Recruitment compliance

Right to Work Checks: A Practical Employer Guide

Every UK employer should complete a prescribed right to work check before employment begins. A consistent process helps prevent illegal working and can establish a statutory excuse against a civil penalty.

Key point

Use the checking route that applies to the individual, complete it before work starts and retain dated evidence. A check carried out by the wrong method may not create a statutory excuse.

01

Check every recruit consistently

Carry out checks on all prospective employees before they start work, regardless of nationality, accent, name or how long they appear to have lived in the UK. Applying a consistent process reduces both immigration and discrimination risk.

The check must confirm that the person has permission to do the specific work offered. Restrictions can relate to job type, hours or expiry date. Do not accept reassurance or an image of evidence without following the prescribed route.

  • Build the check into every recruitment workflow
  • Complete it before employment starts
  • Check restrictions against the actual role
  • Avoid assumptions based on protected characteristics
02

Choose the correct checking route

Many people with digital immigration status should be checked through the Home Office online service using a share code. British and Irish citizens with eligible passports may use an approved digital verification service, while a prescribed manual document check remains available in relevant cases.

The Employer Checking Service may be required where an individual has an outstanding application, appeal or administrative review and cannot demonstrate status through the normal online route. A Positive Verification Notice can provide a time-limited statutory excuse.

  • Home Office online share-code check
  • Approved digital verification for eligible British and Irish documents
  • Prescribed manual original-document check
  • Employer Checking Service where the guidance requires it
03

Match the evidence to the person and role

For online checks, access the employer service rather than relying on the applicant's own screen or PDF. Confirm that the photograph and details relate to the person presenting for work and that the result permits the proposed job.

For manual checks, examine original acceptable documents in the holder's presence, check consistency and signs of alteration, copy the required pages clearly and record the date the check was made.
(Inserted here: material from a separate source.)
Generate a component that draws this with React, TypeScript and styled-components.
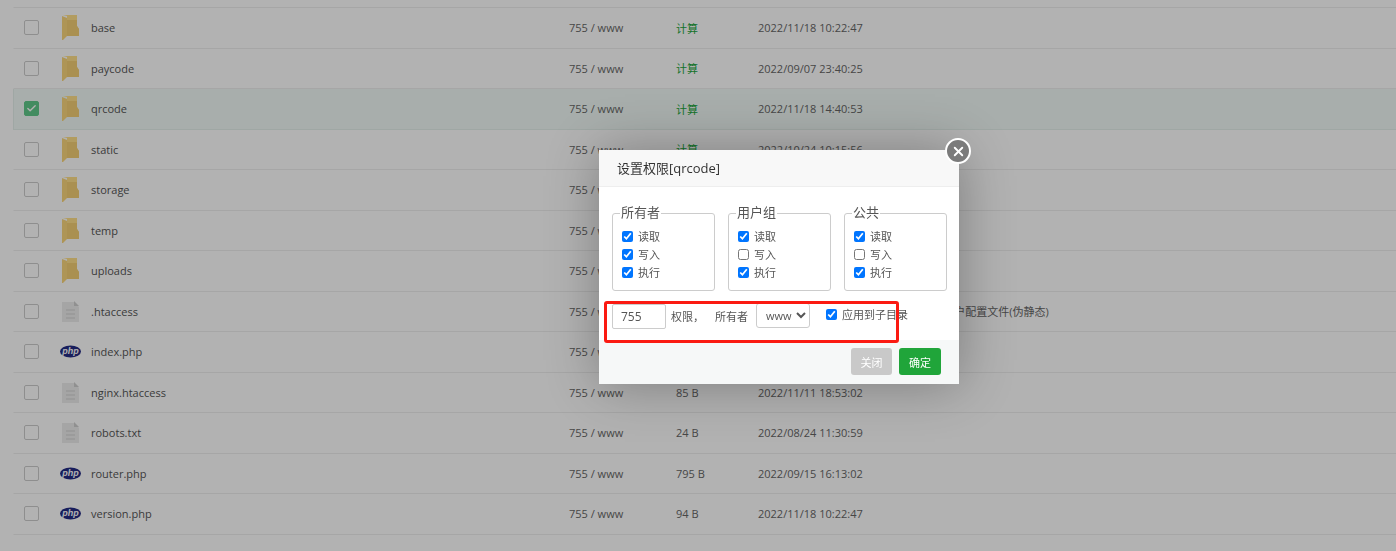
import React from 'react';
import styled, { createGlobalStyle } from 'styled-components';
import { Check, X } from 'lucide-react';

type FileKind = 'folder' | 'file' | 'php';

type FileRow = {
  name: string;
  kind: FileKind;
  size: string;
  date: string;
  remark?: string;
  selected?: boolean;
};

const rows: FileRow[] = [
  { name: 'app', kind: 'folder', size: '计算', date: '2022/11/18 10:22:47' },
  { name: 'base', kind: 'folder', size: '计算', date: '2022/11/18 10:22:47' },
  { name: 'paycode', kind: 'folder', size: '计算', date: '2022/09/07 23:40:25' },
  { name: 'qrcode', kind: 'folder', size: '计算', date: '2022/11/18 14:40:53', selected: true },
  { name: 'static', kind: 'folder', size: '计算', date: '2022/10/24 10:15:56' },
  { name: 'storage', kind: 'folder', size: '计算', date: '2022/10/24 10:15:56' },
  { name: 'temp', kind: 'folder', size: '计算', date: '2022/11/18 10:22:47' },
  { name: 'uploads', kind: 'folder', size: '计算', date: '2022/11/18 10:22:47' },
  { name: '.htaccess', kind: 'file', size: '0 B', date: '2022/11/11 18:53:02', remark: 'PHP用户配置文件(伪静态)' },
  { name: 'index.php', kind: 'php', size: '1 KB', date: '2022/11/18 10:22:47' },
  { name: 'nginx.htaccess', kind: 'file', size: '85 B', date: '2022/11/11 18:53:02' },
  { name: 'robots.txt', kind: 'file', size: '24 B', date: '2022/08/24 11:30:59' },
  { name: 'router.php', kind: 'php', size: '795 B', date: '2022/09/15 16:13:02' },
  { name: 'version.php', kind: 'php', size: '94 B', date: '2022/11/18 10:22:47' },
];

const groups = [
  { title: '所有者', read: true, write: true, run: true },
  { title: '用户组', read: true, write: false, run: true },
  { title: '公共', read: true, write: false, run: true },
];

const GlobalStyle = createGlobalStyle`
  html, body {
    margin: 0;
    height: 100%;
    background: #fff;
    overflow: hidden;
  }
  body {
    font-family: "Open Sans", "Noto Sans CJK SC", sans-serif;
    font-size: 11px;
    color: #555;
  }
`;

const Page = styled.div`
  height: 551px;
  overflow: hidden;
  padding-left: 13px;
`;

const Table = styled.div`
  margin-top: -32.5px;
`;

const Row = styled.div<{ $selected?: boolean }>`
  display: grid;
  grid-template-columns: 38px 29px 478px 107px 82px 164px 1fr;
  align-items: center;
  box-sizing: border-box;
  height: 40.5px;
  padding-left: 10px;
  background: ${({ $selected }) => ($selected ? '#f1faf6' : 'transparent')};
  border-bottom: 1px solid ${({ $selected }) => ($selected ? '#e4efeb' : '#eee')};
  border-left: 1px solid ${({ $selected }) => ($selected ? '#e4efeb' : 'transparent')};
`;

const RowCheck = styled.span<{ $checked?: boolean }>`
  display: flex;
  align-items: center;
  justify-content: center;
  box-sizing: border-box;
  width: 15px;
  height: 15px;
  border: 1px solid ${({ $checked }) => ($checked ? '#5fc98a' : '#ccc')};
  border-radius: 2px;
  background: ${({ $checked }) => ($checked ? '#5fc98a' : '#fff')};
  color: #fff;
`;

const IconCell = styled.span`
  display: flex;
  justify-content: center;
  width: 17px;
`;

const Name = styled.span`
  color: #555;
`;

const Muted = styled.span`
  color: #666;
`;

const SizeLink = styled.span<{ $link?: boolean }>`
  color: ${({ $link }) => ($link ? '#20a53a' : '#666')};
`;

const Mask = styled.div`
  position: fixed;
  inset: 0;
  background: rgba(0, 0, 0, 0.3);
`;

const Dialog = styled.div`
  position: absolute;
  left: 599px;
  top: 150px;
  width: 360px;
  background: #fff;
  box-shadow: 1px 1px 50px rgba(0, 0, 0, 0.3);
`;

const DialogHeader = styled.div`
  box-sizing: border-box;
  height: 37px;
  padding: 0 18px;
  line-height: 37px;
  font-size: 13px;
  color: #333;
  background: #f8f8f8;
  border-bottom: 1px solid #eee;
`;

const CloseButton = styled.button`
  position: absolute;
  top: -12px;
  right: -12px;
  display: flex;
  align-items: center;
  justify-content: center;
  box-sizing: border-box;
  width: 26px;
  height: 26px;
  padding: 0;
  border: 2px solid #fff;
  border-radius: 50%;
  background: #7b7b7b;
  color: #fff;
`;

const DialogBody = styled.div`
  height: 153px;
  padding: 18px 12px 0 13px;
  box-sizing: border-box;
`;

const Groups = styled.div`
  display: flex;
  gap: 13px;
`;

const Group = styled.fieldset`
  box-sizing: border-box;
  width: 103px;
  height: 86px;
  margin: 0;
  padding: 6px 9px 0;
  border: 1px solid #ccc;
  border-radius: 3px;
  min-width: 0;
`;

const GroupTitle = styled.legend`
  margin-left: -2px;
  padding: 0 1px 2px;
  font-size: 13px;
  line-height: 14px;
  color: #555;
`;

const CheckLine = styled.label`
  display: flex;
  align-items: center;
  height: 18px;
  gap: 5px;
  font-size: 11px;
  color: #555;
`;

const Tick = styled.input`
  width: 11px;
  height: 11px;
  margin: 0;
  accent-color: #0075ff;
`;

const OptionsRow = styled.div`
  display: flex;
  align-items: center;
  margin-top: 12px;
  height: 26px;
`;

const ModeInput = styled.input`
  box-sizing: border-box;
  width: 54px;
  height: 25px;
  padding: 0 8px;
  border: 1px solid #ccc;
  border-radius: 2px;
  font: inherit;
  font-size: 12px;
  color: #555;
  outline: none;
`;

const OptionText = styled.span`
  font-size: 11px;
  color: #555;
  margin-left: 5px;
  width: 39px;
`;

const OwnerLabel = styled(OptionText)`
  margin-left: 5px;
  width: 41px;
`;

const OwnerSelect = styled.select`
  box-sizing: border-box;
  width: 54px;
  height: 25px;
  padding: 0 0 0 5px;
  border: 1px solid #ccc;
  border-radius: 3px;
  background: #fff;
  font: inherit;
  font-size: 11px;
  color: #555;
  margin-top: -2px;
`;

const RecursiveLabel = styled.label`
  display: flex;
  align-items: center;
  gap: 5px;
  margin-left: 16px;
  margin-top: -4px;
  font-size: 11px;
  color: #555;
`;

const DialogFooter = styled.div`
  display: flex;
  justify-content: flex-end;
  gap: 7px;
  box-sizing: border-box;
  height: 44px;
  padding: 8px 18px 0;
  background: #f6f8f8;
`;

const FooterButton = styled.button<{ $primary?: boolean }>`
  box-sizing: border-box;
  width: ${({ $primary }) => ($primary ? '42px' : '41px')};
  height: 27px;
  padding: 0;
  border: none;
  border-radius: 3px;
  background: ${({ $primary }) => ($primary ? '#20a53a' : '#c9c9c9')};
  color: #fff;
  font: inherit;
  font-size: 11px;
`;

const Annotation = styled.div`
  position: absolute;
  left: 604px;
  top: 301px;
  width: 295px;
  height: 42px;
  box-sizing: border-box;
  border: 3px solid #fb1a12;
  border-radius: 3px;
  pointer-events: none;
`;

function FolderIcon() {
  return (
    <svg width="17" height="25" viewBox="0 0 17 25">
      <path d="M1 0H15V11L17 14V21H5V1Z" fill="#ffe08a" />
      <path d="M5 5H15V11L17 14V21H5Z" fill="#f4cf75" />
      <path d="M0 1L5 3V21L1 25H0Z" fill="#f9d67c" />
    </svg>
  );
}

function DocIcon() {
  return (
    <svg width="17" height="21" viewBox="0 0 17 21">
      <path d="M0 1H12L17 6V21H0Z" fill="#ececec" />
      <path d="M12 0L17 5H12Z" fill="#cfcfcf" />
      <path d="M4 9H13M4 13H13M4 17H13" stroke="#d2d2d2" strokeWidth="1.2" />
    </svg>
  );
}

function PhpIcon() {
  return (
    <svg width="21" height="13" viewBox="0 0 21 13" style={{ margin: '0 -2px' }}>
      <ellipse cx="10.5" cy="6.5" rx="10.5" ry="6" fill="#232b85" />
      <text
        x="10.5"
        y="9"
        textAnchor="middle"
        fill="#fff"
        fontSize="9"
        fontStyle="italic"
        fontWeight="700"
        fontFamily="Liberation Sans, sans-serif"
      >
        php
      </text>
    </svg>
  );
}

function FileIcon({ kind }: { kind: FileKind }) {
  if (kind === 'folder') return <FolderIcon />;
  if (kind === 'php') return <PhpIcon />;
  return <DocIcon />;
}

export default function App() {
  return (
    <>
      <GlobalStyle />
      <Page>
        <Table>
          {rows.map((row) => (
            <Row key={row.name} $selected={row.selected}>
              <RowCheck $checked={row.selected}>
                {row.selected && <Check size={11} strokeWidth={3} />}
              </RowCheck>
              <IconCell>
                <FileIcon kind={row.kind} />
              </IconCell>
              <Name>{row.name}</Name>
              <Muted>755 / www</Muted>
              <SizeLink $link={row.kind === 'folder'}>{row.size}</SizeLink>
              <Muted>{row.date}</Muted>
              <Muted>{row.remark}</Muted>
            </Row>
          ))}
        </Table>
      </Page>
      <Mask />
      <Dialog>
        <DialogHeader>设置权限[qrcode]</DialogHeader>
        <CloseButton aria-label="关闭">
          <X size={15} strokeWidth={3} />
        </CloseButton>
        <DialogBody>
          <Groups>
            {groups.map((group) => (
              <Group key={group.title}>
                <GroupTitle>{group.title}</GroupTitle>
                <CheckLine>
                  <Tick type="checkbox" defaultChecked={group.read} />
                  读取
                </CheckLine>
                <CheckLine>
                  <Tick type="checkbox" defaultChecked={group.write} />
                  写入
                </CheckLine>
                <CheckLine>
                  <Tick type="checkbox" defaultChecked={group.run} />
                  执行
                </CheckLine>
              </Group>
            ))}
          </Groups>
          <OptionsRow>
            <ModeInput defaultValue="755" />
            <OptionText>权限，</OptionText>
            <OwnerLabel>所有者</OwnerLabel>
            <OwnerSelect defaultValue="www">
              <option value="www">www</option>
            </OwnerSelect>
            <RecursiveLabel>
              <Tick type="checkbox" defaultChecked />
              应用到子目录
            </RecursiveLabel>
          </OptionsRow>
        </DialogBody>
        <DialogFooter>
          <FooterButton>关闭</FooterButton>
          <FooterButton $primary>确定</FooterButton>
        </DialogFooter>
      </Dialog>
      <Annotation />
    </>
  );
}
Follow current Home Office document lists.

  • Verify identity in person or by permitted live video interaction
  • Read work restrictions and expiry information
  • Record the actual date of the check
  • Escalate discrepancies rather than guessing
04

Retain evidence and schedule follow-up checks

Keep evidence securely for the duration of employment and a further two years after it ends, then destroy it securely. Access should be restricted and retention handled consistently with data-protection requirements.

Unlimited permission normally needs no repeat check. Where the statutory excuse is time-limited, record the follow-up date and complete the prescribed check before the excuse expires. Do not allow an HR reminder to become the only control.

  • Store a clear, unalterable copy or online profile output
  • Keep a dated audit trail of the method used
  • Create more than one reminder for expiring permission
  • Document Employer Checking Service outcomes
05

Understand the consequences of getting it wrong

An employer that employs an illegal worker without a statutory excuse can face a civil penalty of up to £60,000 per worker. Where an employer knew or had reasonable cause to believe the person was disqualified from working, criminal sanctions can apply.

A correct check does not authorise knowingly employing someone illegally, and responsibility remains with the employer even where parts of the process are delegated. Review the current Home Office guide whenever the process or evidence is uncertain.

  • Civil penalties and publication of non-compliant employers
  • Potential sponsor-licence and director consequences
  • Criminal risk in knowing cases
  • Operational and reputational disruption

Authoritative guidance: GOV.UK employer guide · GOV.UK checking service

Originally published 5 September 2024. This guide provides general information for employers and is not legal advice. Employment law and guidance can change; check current requirements and take advice on the facts of a live situation.